The two main types of modern databases to choose from are relational and non-relational, also known as SQL or NoSQL (for their query languages). There are a few main differences to be familiar with when deciding which database works best for your needs.
Relational Databases (also known as RDBMS and SQ Databases)
Relational databases (RDBMS) have been around for a good 45 years. In the past, they’ve worked well, for the times when data structures were much simpler and more static. In a relational database, you are required to define your schema before adding data to the database. Relational databases are table-based, and were built during a time that data was mostly structured and clearly defined by their relationship
Examples include MySQL, Microsoft SQL Server, Oracle, MongoDB, Redis
As informational and big data applications advanced, the traditional relational or SQL-based database was couldn’t really handle rapidly expanding data volumes and the growing complexities of data structures. Over the past 15 years, the non-relational, NoSQL databases became more popular for offering a more flexible, scalable, cost-efficient, alternative to the traditional SQL-based relational databases.
NoSQL databases feature dynamic schema, and allow you to use what’s known as “unstructured data.” This means you can build your application without having to first define the schema. Not needing a predefined schema makes NoSQL databases much easier to update as data and requirements change. Changing the schema structure in a relational database can be extremely expensive, time-consuming, and often involve downtime or service interruptions. NoSQL databases can be document based, graph databases, key-value pairs, or wide-column stores. NoSQL databases are designed to handle the more complex, unstructured data, (such as texts, social media posts, photos, videos, email) which increasingly make up much of the data that exists today.
Relational databases are vertically scalable but typically expensive. Since they require a single server to host the entire database, in order to scale, you need to buy a bigger, more expensive server. Scaling a NoSQL database is much cheaper, compared to a relational database, because you can add capacity by scaling horizontally over cheap, commodity servers.

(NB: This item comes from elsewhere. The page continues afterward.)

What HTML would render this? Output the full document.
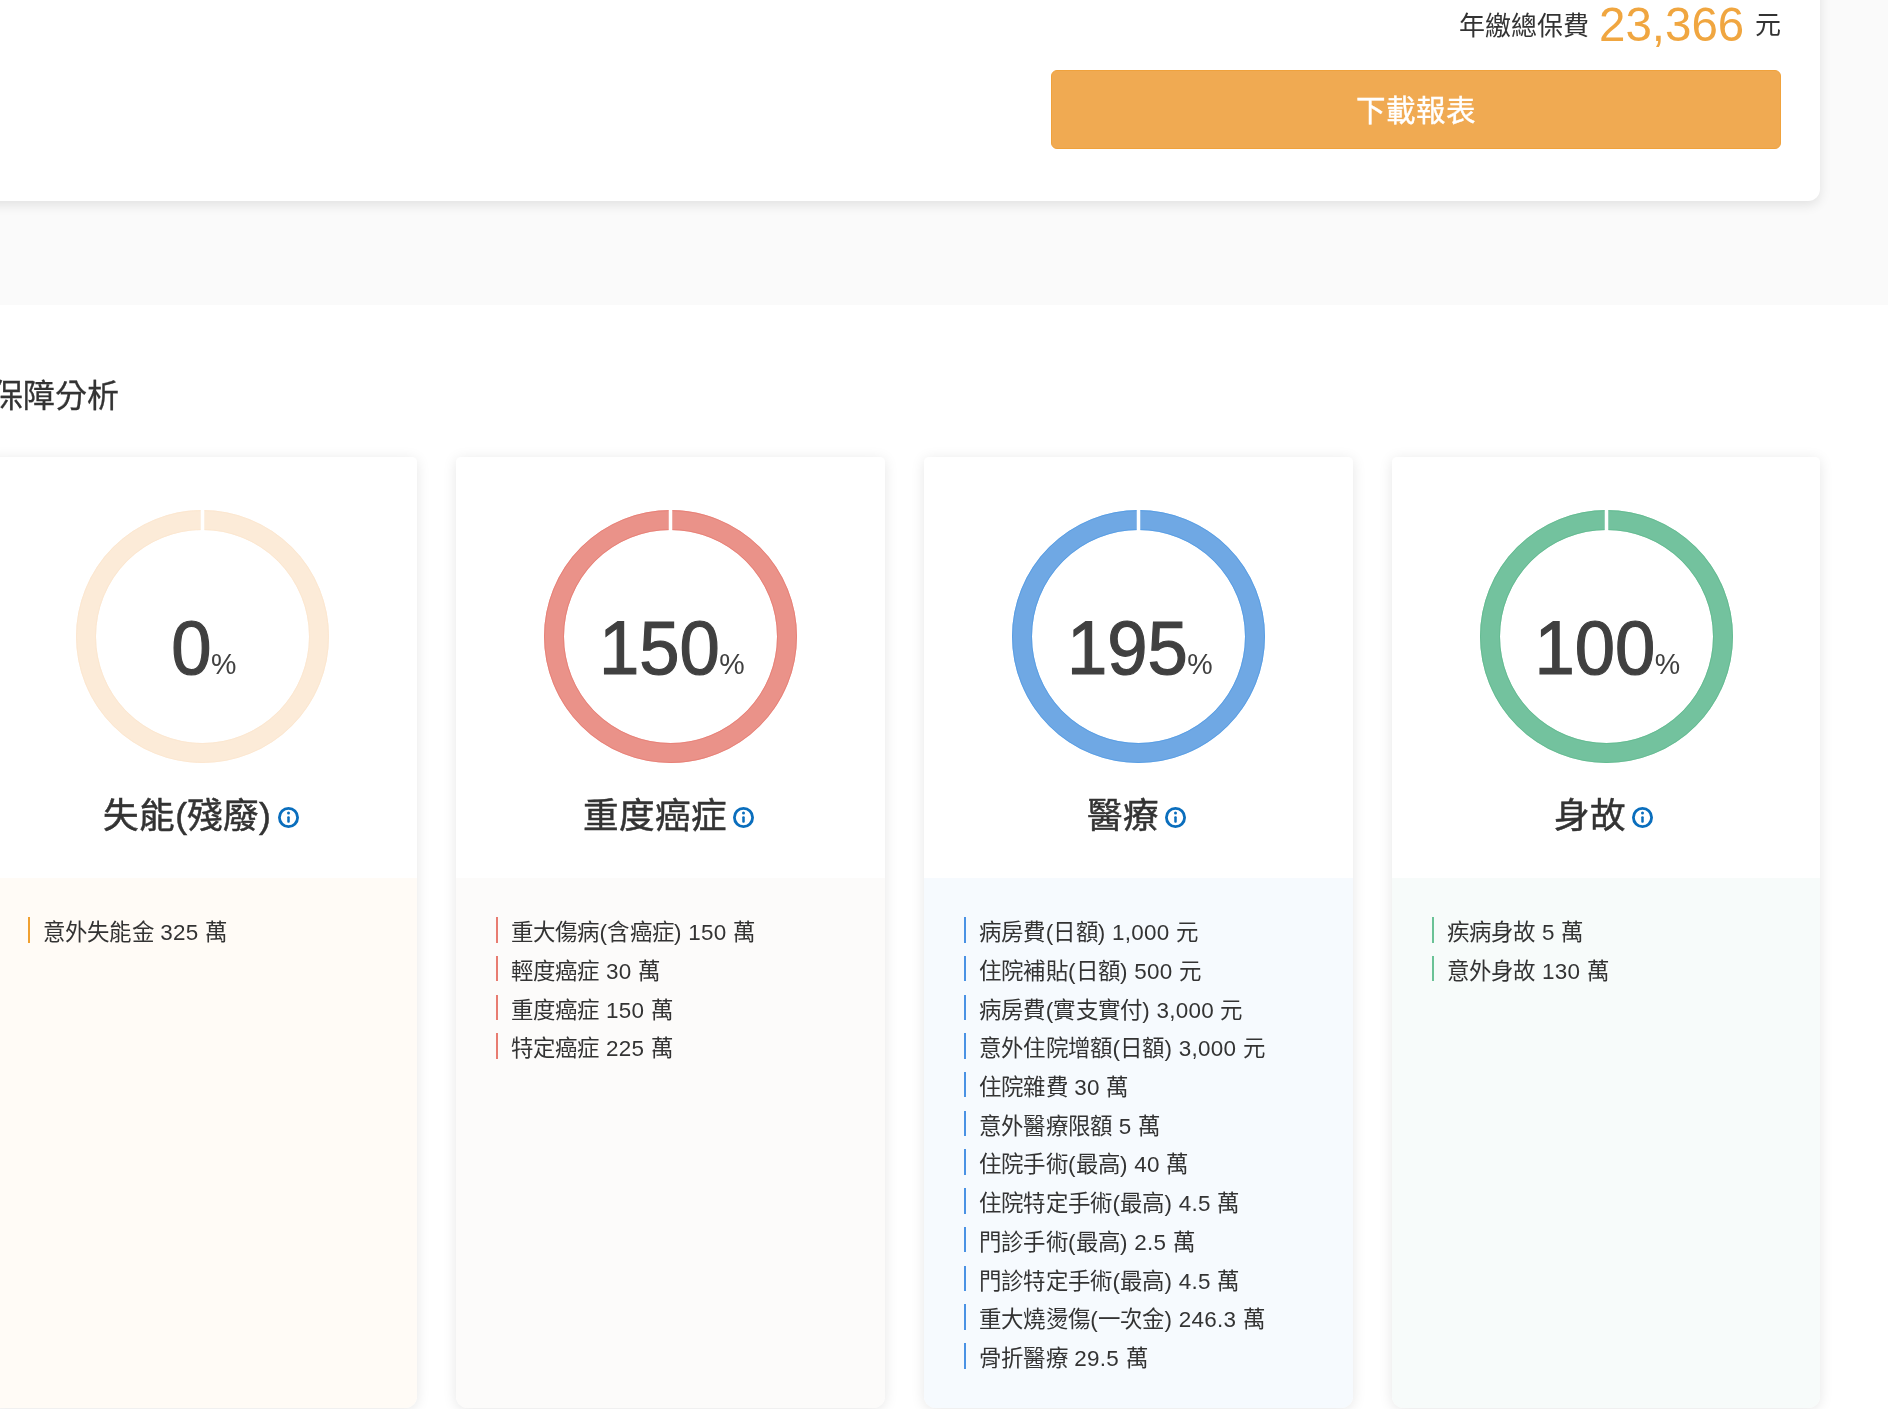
<!DOCTYPE html>
<html lang="zh-TW">
<head>
<meta charset="utf-8">
<style>
*{box-sizing:border-box;margin:0;padding:0}
html,body{width:1888px;height:1409px;overflow:hidden;background:#fff}
.layer{position:absolute;left:0;top:0;width:1888px;height:1409px;will-change:transform}
body{font-family:"Liberation Sans",sans-serif;color:#333;position:relative}
.band{position:absolute;left:0;top:0;width:1888px;height:305px;background:#fafafa}
.topcard{position:absolute;left:-40px;top:-40px;width:1860px;height:241px;background:#fff;border-radius:12px;box-shadow:0 4px 12px rgba(0,0,0,0.1)}
.btn{position:absolute;left:1051px;top:70px;width:730px;height:79px;background:#f0aa52;border:1px solid #f0a23c;border-radius:6px;color:#fff;font-size:29.5px;text-align:center;line-height:80.6px;-webkit-text-stroke:0.4px #fff}
.sec{position:absolute;left:-9.3px;top:374px;font-size:32px;line-height:44px;color:#333;-webkit-text-stroke:0.3px #333}
.card{position:absolute;top:457px;width:429px;height:951px;background:#fff;border-radius:5px 5px 12px 12px;box-shadow:0 2px 14px rgba(0,0,0,0.1);overflow:hidden}
.card .ring{position:absolute;left:50%;top:53px;margin-left:-126.5px;width:253px;height:253px}
.card .pct{position:absolute;left:0;right:0;top:150.5px;text-align:center;font-size:76px;line-height:80px;color:#404040;font-weight:400;white-space:nowrap;-webkit-text-stroke:1.2px #404040;transform:translateX(1.3px) scaleX(0.953)}
.card .pct small{font-size:30px;font-weight:400;-webkit-text-stroke:0;margin-left:-0.6px}
.card .ttl{position:absolute;left:-2.5px;right:2.5px;top:333.8px;text-align:center;font-size:35.6px;line-height:50px;color:#333;font-weight:400;white-space:nowrap;-webkit-text-stroke:0.5px #333}
.card .ttl svg{display:inline-block;vertical-align:middle;margin-left:6px;position:relative;top:-0.5px}
.card .list{position:absolute;left:0;top:421px;width:100%;bottom:0;padding-top:39.1px}
.card ul{list-style:none;margin-left:40px}
.card li{position:relative;padding-left:14.6px;font-size:22.45px;line-height:32.4px;letter-spacing:0.25px;height:38.72px;color:#333;white-space:nowrap}
.card li::before{content:"";position:absolute;left:0;top:0;width:2.2px;height:25.5px;background:var(--bar)}
</style>
</head>
<body>
<div class="layer">
<div class="band"></div>
<div class="topcard"></div>
<div style="position:absolute;left:1458.5px;top:7.5px;font-size:26px;line-height:36px;color:#333">年繳總保費</div>
<div style="position:absolute;left:1599px;top:-5.5px;font-size:47.5px;line-height:60px;color:#f0a640">23,366</div>
<div style="position:absolute;left:1754.5px;top:7px;font-size:26px;line-height:36px;color:#333">元</div>
<div class="btn">下載報表</div>

<div class="sec">保障分析</div>

<div class="card" style="left:-12px">
  <svg class="ring" viewBox="0 0 253 253"><circle cx="126.5" cy="126.5" r="116.5" fill="none" stroke="#fcebd8" stroke-width="20"/><circle cx="126.5" cy="126.5" r="126" fill="none" stroke="#fbe4cb" stroke-width="1" opacity="0.6"/><circle cx="126.5" cy="126.5" r="107" fill="none" stroke="#fbe4cb" stroke-width="1" opacity="0.6"/><rect x="124.75" y="0" width="3.5" height="22" fill="#fff"/></svg>
  <div class="pct">0<small>%</small></div>
  <div class="ttl" style="left:-1.5px;right:1.5px">失能(殘廢)<svg style="margin-left:7px" width="21" height="21" viewBox="0 0 21 21"><circle cx="10.5" cy="10.5" r="9.1" fill="none" stroke="#0a6ebd" stroke-width="2.8"/><circle cx="10.5" cy="5.9" r="1.5" fill="#0a6ebd"/><rect x="9.25" y="9.2" width="2.5" height="6.6" rx="1.1" fill="#0a6ebd"/></svg></div>
  <div class="list" style="background:#fffbf6;--bar:#f0a030"><ul>
    <li>意外失能金 325 萬</li>
  </ul></div>
</div>

<div class="card" style="left:456px">
  <svg class="ring" viewBox="0 0 253 253"><circle cx="126.5" cy="126.5" r="116.5" fill="none" stroke="#ea9289" stroke-width="20"/><circle cx="126.5" cy="126.5" r="126" fill="none" stroke="#e6776d" stroke-width="1" opacity="0.6"/><circle cx="126.5" cy="126.5" r="107" fill="none" stroke="#e6776d" stroke-width="1" opacity="0.6"/><rect x="124.75" y="0" width="3.5" height="22" fill="#fff"/></svg>
  <div class="pct">150<small>%</small></div>
  <div class="ttl">重度癌症<svg width="21" height="21" viewBox="0 0 21 21"><circle cx="10.5" cy="10.5" r="9.1" fill="none" stroke="#0a6ebd" stroke-width="2.8"/><circle cx="10.5" cy="5.9" r="1.5" fill="#0a6ebd"/><rect x="9.25" y="9.2" width="2.5" height="6.6" rx="1.1" fill="#0a6ebd"/></svg></div>
  <div class="list" style="background:#fcfbfa;--bar:#e87c71"><ul>
    <li>重大傷病(含癌症) 150 萬</li>
    <li>輕度癌症 30 萬</li>
    <li>重度癌症 150 萬</li>
    <li>特定癌症 225 萬</li>
  </ul></div>
</div>

<div class="card" style="left:924.3px">
  <svg class="ring" viewBox="0 0 253 253"><circle cx="126.5" cy="126.5" r="116.5" fill="none" stroke="#6fa8e4" stroke-width="20"/><circle cx="126.5" cy="126.5" r="126" fill="none" stroke="#4b97e4" stroke-width="1" opacity="0.6"/><circle cx="126.5" cy="126.5" r="107" fill="none" stroke="#4b97e4" stroke-width="1" opacity="0.6"/><rect x="124.75" y="0" width="3.5" height="22" fill="#fff"/></svg>
  <div class="pct">195<small>%</small></div>
  <div class="ttl">醫療<svg width="21" height="21" viewBox="0 0 21 21"><circle cx="10.5" cy="10.5" r="9.1" fill="none" stroke="#0a6ebd" stroke-width="2.8"/><circle cx="10.5" cy="5.9" r="1.5" fill="#0a6ebd"/><rect x="9.25" y="9.2" width="2.5" height="6.6" rx="1.1" fill="#0a6ebd"/></svg></div>
  <div class="list" style="background:#f6fafe;--bar:#4a92e4"><ul>
    <li>病房費(日額) 1,000 元</li>
    <li>住院補貼(日額) 500 元</li>
    <li>病房費(實支實付) 3,000 元</li>
    <li>意外住院增額(日額) 3,000 元</li>
    <li>住院雜費 30 萬</li>
    <li>意外醫療限額 5 萬</li>
    <li>住院手術(最高) 40 萬</li>
    <li>住院特定手術(最高) 4.5 萬</li>
    <li>門診手術(最高) 2.5 萬</li>
    <li>門診特定手術(最高) 4.5 萬</li>
    <li>重大燒燙傷(一次金) 246.3 萬</li>
    <li>骨折醫療 29.5 萬</li>
  </ul></div>
</div>

<div class="card" style="left:1392px;width:428px">
  <svg class="ring" viewBox="0 0 253 253"><circle cx="126.5" cy="126.5" r="116.5" fill="none" stroke="#73c29e" stroke-width="20"/><circle cx="126.5" cy="126.5" r="126" fill="none" stroke="#5cb78b" stroke-width="1" opacity="0.6"/><circle cx="126.5" cy="126.5" r="107" fill="none" stroke="#5cb78b" stroke-width="1" opacity="0.6"/><rect x="124.75" y="0" width="3.5" height="22" fill="#fff"/></svg>
  <div class="pct">100<small>%</small></div>
  <div class="ttl">身故<svg width="21" height="21" viewBox="0 0 21 21"><circle cx="10.5" cy="10.5" r="9.1" fill="none" stroke="#0a6ebd" stroke-width="2.8"/><circle cx="10.5" cy="5.9" r="1.5" fill="#0a6ebd"/><rect x="9.25" y="9.2" width="2.5" height="6.6" rx="1.1" fill="#0a6ebd"/></svg></div>
  <div class="list" style="background:#f7fbfa;--bar:#6ac296"><ul>
    <li>疾病身故 5 萬</li>
    <li>意外身故 130 萬</li>
  </ul></div>
</div>
</div>
</body>
</html>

Google Cloud datastore is a highly scalable low latency NoSQL database. It is built on top of Bigtable and Google Megastore. It provides the scalability of a NoSQL database and features of a relational database providing both strong consistency guarantee and high availability.
- Key-value databases are a simpler type of database where each item contains keys and values. A value can typically only be retrieved by referencing its key, so learning how to query for a specific key-value pair is typically simple. Key-value databases are great for use cases where you need to store large amounts of data but you don’t need to perform complex queries to retrieve it. Common use cases include storing user preferences or caching. Redis and DynamoDB are popular key-value databases.
- Wide-column stores store data in tables, rows, and dynamic columns. Wide-column stores provide a lot of flexibility over relational databases because each row is not required to have the same columns. Many consider wide-column stores to be two-dimensional key-value databases. Wide-column stores are great for when you need to store large amounts of data and you can predict what your query patterns will be. Wide-column stores are commonly used for storing Internet of Things data and user profile data. Cassandra and HBase are two of the most popular wide-column stores.
- Graph databases store data in nodes and edges. Nodes typically store information about people, places, and things while edges store information about the relationships between the nodes. Graph databases excel in use cases where you need to traverse relationships to look for patterns such as social networks, fraud detection, and recommendation engines. Neo4j and JanusGraph are examples of graph databases.
Bigdata is a term used to describe a collection of data that is huge in size and yet growing exponentially with time. Big Data analytics examples includes stock exchanges, social media sites, jet engines, etc. It is natural to host a big data infrastructure in the cloud, because it provides unlimited data storage and easy options for highly parallelized big data processing and analysis.
GCP Platform provides multiple services that support big data storage and analysis. Possibly the most important is BigQuery, a high-performance SQL-compatible engine that can perform analysis on very large data volumes in seconds. GCP provides several other services, including Dataflow, Dataproc and Data Fusion, to help you create a complete cloud-based big data infrastructure.